Short exercise =>
What number of lines in the material contain the word "components"? Give that number alone.

Data block =>
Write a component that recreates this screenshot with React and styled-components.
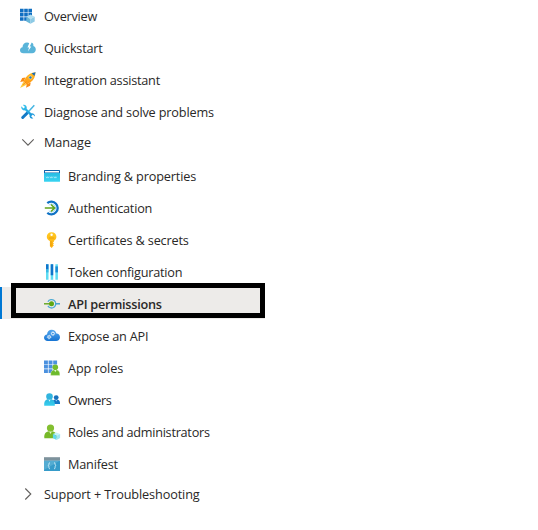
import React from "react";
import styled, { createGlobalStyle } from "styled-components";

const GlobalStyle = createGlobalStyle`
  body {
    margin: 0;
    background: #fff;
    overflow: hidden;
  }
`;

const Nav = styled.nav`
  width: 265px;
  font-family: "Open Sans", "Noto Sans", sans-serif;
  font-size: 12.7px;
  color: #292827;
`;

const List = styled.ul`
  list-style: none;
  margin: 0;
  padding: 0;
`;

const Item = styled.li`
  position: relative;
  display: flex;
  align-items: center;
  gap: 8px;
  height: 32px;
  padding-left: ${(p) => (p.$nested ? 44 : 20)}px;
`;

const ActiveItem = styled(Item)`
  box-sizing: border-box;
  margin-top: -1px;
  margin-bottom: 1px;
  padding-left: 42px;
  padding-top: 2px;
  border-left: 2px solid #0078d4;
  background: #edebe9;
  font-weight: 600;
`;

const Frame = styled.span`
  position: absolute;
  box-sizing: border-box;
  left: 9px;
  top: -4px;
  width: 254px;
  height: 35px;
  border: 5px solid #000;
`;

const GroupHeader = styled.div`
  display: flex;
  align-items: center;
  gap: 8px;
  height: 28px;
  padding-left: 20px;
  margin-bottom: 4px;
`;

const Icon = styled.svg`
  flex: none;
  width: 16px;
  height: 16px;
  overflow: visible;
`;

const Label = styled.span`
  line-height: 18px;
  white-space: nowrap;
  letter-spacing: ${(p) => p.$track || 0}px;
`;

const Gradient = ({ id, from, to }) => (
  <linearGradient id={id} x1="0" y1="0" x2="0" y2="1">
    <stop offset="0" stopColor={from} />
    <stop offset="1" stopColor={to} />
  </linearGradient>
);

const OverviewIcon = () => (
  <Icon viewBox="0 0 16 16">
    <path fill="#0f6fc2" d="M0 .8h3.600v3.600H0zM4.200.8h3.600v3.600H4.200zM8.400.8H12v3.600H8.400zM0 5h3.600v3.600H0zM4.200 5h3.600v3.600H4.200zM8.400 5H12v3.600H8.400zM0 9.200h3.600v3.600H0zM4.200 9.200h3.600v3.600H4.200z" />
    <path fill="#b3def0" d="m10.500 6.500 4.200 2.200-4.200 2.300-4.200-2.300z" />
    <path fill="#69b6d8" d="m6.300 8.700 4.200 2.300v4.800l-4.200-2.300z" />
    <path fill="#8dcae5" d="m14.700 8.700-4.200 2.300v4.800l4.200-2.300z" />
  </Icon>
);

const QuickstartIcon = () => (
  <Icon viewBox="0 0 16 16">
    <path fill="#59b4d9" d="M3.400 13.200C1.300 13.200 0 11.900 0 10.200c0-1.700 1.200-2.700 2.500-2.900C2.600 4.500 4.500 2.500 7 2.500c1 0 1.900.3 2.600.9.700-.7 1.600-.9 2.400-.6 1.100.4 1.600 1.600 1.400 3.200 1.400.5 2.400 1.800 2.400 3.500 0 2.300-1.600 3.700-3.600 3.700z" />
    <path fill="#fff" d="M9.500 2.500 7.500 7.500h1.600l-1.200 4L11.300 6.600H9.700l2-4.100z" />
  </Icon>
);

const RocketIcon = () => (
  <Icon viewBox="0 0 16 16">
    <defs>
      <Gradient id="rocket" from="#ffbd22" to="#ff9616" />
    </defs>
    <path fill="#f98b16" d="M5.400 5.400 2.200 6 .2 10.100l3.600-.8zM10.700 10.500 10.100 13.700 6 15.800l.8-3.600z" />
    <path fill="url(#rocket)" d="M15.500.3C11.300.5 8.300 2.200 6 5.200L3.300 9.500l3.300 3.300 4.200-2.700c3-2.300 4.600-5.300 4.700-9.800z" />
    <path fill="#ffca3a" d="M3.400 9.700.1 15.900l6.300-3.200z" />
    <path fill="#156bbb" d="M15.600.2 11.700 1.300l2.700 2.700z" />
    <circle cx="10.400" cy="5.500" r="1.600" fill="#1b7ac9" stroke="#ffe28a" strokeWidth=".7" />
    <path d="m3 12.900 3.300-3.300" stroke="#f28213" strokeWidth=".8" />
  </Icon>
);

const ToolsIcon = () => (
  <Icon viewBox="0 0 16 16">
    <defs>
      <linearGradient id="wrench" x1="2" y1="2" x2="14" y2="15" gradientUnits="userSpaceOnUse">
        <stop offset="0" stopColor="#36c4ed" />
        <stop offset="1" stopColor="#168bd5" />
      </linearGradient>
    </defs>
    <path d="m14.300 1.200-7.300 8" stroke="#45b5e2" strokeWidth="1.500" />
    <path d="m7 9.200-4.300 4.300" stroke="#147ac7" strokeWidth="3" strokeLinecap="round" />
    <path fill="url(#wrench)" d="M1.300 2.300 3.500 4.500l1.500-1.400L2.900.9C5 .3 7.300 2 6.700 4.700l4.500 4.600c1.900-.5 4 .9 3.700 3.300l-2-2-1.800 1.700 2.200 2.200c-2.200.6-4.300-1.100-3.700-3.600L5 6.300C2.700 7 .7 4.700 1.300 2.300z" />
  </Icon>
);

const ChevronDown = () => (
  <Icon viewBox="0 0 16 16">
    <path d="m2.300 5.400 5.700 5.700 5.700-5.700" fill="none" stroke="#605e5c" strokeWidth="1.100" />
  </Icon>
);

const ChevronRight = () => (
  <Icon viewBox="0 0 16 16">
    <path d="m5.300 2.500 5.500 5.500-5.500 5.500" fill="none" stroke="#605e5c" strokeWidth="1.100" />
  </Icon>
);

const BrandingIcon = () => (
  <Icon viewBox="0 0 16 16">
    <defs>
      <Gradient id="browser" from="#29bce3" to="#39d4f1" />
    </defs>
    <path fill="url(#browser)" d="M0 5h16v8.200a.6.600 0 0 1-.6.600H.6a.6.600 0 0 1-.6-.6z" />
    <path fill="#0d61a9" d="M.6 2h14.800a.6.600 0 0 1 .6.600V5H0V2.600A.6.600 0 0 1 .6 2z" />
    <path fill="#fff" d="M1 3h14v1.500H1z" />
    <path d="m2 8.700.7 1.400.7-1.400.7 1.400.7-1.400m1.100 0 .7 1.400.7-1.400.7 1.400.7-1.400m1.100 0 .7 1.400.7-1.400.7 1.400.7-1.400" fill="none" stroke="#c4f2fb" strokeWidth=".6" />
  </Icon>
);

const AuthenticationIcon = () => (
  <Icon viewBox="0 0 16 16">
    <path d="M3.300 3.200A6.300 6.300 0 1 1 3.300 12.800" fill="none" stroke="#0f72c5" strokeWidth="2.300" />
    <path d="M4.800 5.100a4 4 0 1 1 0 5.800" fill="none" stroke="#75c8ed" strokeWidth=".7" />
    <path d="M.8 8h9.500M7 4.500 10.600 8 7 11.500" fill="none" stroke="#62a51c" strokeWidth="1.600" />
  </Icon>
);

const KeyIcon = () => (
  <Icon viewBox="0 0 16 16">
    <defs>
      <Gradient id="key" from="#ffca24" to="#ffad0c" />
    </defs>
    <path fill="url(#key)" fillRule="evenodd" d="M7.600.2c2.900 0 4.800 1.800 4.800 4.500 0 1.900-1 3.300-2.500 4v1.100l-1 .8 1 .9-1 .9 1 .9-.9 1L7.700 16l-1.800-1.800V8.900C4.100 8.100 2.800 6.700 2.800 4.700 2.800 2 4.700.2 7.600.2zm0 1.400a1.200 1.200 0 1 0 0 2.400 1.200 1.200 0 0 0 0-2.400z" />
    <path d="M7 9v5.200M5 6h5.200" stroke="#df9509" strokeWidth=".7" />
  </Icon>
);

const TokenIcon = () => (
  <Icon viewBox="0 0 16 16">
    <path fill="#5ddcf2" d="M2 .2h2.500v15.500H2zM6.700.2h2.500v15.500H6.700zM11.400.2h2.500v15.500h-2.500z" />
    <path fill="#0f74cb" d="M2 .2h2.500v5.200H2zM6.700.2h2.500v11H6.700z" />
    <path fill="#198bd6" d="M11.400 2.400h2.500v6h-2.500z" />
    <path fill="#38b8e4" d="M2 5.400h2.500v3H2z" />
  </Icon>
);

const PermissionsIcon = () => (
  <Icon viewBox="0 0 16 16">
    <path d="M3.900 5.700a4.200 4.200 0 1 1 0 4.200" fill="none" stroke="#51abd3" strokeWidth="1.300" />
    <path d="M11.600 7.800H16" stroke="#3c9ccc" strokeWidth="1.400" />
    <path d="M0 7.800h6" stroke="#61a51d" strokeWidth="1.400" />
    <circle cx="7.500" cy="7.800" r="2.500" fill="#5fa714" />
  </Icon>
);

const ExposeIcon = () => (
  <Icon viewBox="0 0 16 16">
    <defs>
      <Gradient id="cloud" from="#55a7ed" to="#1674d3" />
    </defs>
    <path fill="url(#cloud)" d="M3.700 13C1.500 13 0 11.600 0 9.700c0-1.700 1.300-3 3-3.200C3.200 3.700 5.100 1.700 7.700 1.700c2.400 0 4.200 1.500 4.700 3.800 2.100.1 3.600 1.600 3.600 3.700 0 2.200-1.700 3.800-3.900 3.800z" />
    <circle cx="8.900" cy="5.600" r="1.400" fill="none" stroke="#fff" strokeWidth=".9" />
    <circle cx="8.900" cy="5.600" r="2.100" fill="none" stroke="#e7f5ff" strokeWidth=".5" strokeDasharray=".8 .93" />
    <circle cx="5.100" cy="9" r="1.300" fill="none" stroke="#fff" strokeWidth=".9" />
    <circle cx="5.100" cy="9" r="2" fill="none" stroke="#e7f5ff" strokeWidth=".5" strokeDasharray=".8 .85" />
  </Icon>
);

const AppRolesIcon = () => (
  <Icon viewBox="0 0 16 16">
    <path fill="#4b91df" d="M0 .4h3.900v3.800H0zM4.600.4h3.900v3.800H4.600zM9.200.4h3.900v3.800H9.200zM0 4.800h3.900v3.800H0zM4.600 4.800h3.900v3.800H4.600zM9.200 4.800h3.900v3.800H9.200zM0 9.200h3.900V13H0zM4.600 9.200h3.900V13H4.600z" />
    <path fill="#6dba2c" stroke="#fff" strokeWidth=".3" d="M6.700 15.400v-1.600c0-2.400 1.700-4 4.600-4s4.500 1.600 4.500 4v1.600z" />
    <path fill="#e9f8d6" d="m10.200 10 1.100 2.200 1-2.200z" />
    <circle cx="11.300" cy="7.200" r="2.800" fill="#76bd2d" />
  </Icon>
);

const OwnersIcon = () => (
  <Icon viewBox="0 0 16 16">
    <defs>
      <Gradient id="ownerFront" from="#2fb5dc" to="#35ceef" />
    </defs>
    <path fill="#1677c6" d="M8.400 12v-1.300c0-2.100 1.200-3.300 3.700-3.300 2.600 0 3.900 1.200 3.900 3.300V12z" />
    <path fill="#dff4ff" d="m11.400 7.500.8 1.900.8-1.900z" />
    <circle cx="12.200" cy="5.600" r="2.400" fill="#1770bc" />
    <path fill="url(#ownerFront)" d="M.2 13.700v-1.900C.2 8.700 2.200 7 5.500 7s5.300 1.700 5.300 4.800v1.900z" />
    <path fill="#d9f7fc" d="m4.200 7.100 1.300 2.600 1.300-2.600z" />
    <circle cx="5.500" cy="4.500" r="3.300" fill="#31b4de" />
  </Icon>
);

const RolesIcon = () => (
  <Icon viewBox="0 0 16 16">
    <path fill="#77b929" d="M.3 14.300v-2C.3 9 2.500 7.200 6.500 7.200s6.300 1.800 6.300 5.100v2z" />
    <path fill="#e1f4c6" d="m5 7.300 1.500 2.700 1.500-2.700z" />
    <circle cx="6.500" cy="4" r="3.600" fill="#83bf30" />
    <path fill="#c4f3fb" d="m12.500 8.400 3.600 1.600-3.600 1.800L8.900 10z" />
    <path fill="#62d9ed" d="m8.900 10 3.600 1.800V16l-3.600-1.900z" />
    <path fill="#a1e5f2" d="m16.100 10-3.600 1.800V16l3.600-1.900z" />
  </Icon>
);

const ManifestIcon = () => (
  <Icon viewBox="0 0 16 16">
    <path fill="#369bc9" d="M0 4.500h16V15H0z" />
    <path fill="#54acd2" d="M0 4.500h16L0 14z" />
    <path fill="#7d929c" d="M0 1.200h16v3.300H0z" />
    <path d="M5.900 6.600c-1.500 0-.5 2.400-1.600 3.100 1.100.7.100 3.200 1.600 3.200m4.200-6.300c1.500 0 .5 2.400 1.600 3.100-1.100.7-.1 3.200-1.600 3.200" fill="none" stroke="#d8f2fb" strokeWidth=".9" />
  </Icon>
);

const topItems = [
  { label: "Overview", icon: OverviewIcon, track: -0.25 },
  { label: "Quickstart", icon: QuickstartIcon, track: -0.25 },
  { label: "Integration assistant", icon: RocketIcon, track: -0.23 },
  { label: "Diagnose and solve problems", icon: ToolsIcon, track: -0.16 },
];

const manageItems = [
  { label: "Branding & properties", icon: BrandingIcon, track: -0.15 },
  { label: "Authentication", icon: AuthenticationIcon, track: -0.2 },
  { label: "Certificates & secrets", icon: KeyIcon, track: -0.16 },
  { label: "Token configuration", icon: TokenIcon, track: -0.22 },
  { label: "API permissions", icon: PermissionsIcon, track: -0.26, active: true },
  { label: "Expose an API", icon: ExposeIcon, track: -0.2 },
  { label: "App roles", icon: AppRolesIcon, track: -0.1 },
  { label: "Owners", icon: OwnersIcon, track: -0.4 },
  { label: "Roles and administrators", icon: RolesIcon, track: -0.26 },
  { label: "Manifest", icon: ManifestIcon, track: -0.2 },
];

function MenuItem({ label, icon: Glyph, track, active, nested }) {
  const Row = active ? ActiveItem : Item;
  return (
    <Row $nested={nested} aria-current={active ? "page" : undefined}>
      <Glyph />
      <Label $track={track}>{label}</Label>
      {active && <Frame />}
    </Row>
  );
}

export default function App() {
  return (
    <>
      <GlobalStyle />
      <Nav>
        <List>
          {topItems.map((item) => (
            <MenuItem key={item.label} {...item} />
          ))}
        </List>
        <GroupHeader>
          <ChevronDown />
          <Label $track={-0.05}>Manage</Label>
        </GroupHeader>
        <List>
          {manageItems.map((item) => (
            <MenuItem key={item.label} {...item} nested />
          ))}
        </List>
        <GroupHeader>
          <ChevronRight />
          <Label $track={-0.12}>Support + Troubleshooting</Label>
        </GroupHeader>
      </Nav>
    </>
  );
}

Written answer =>
2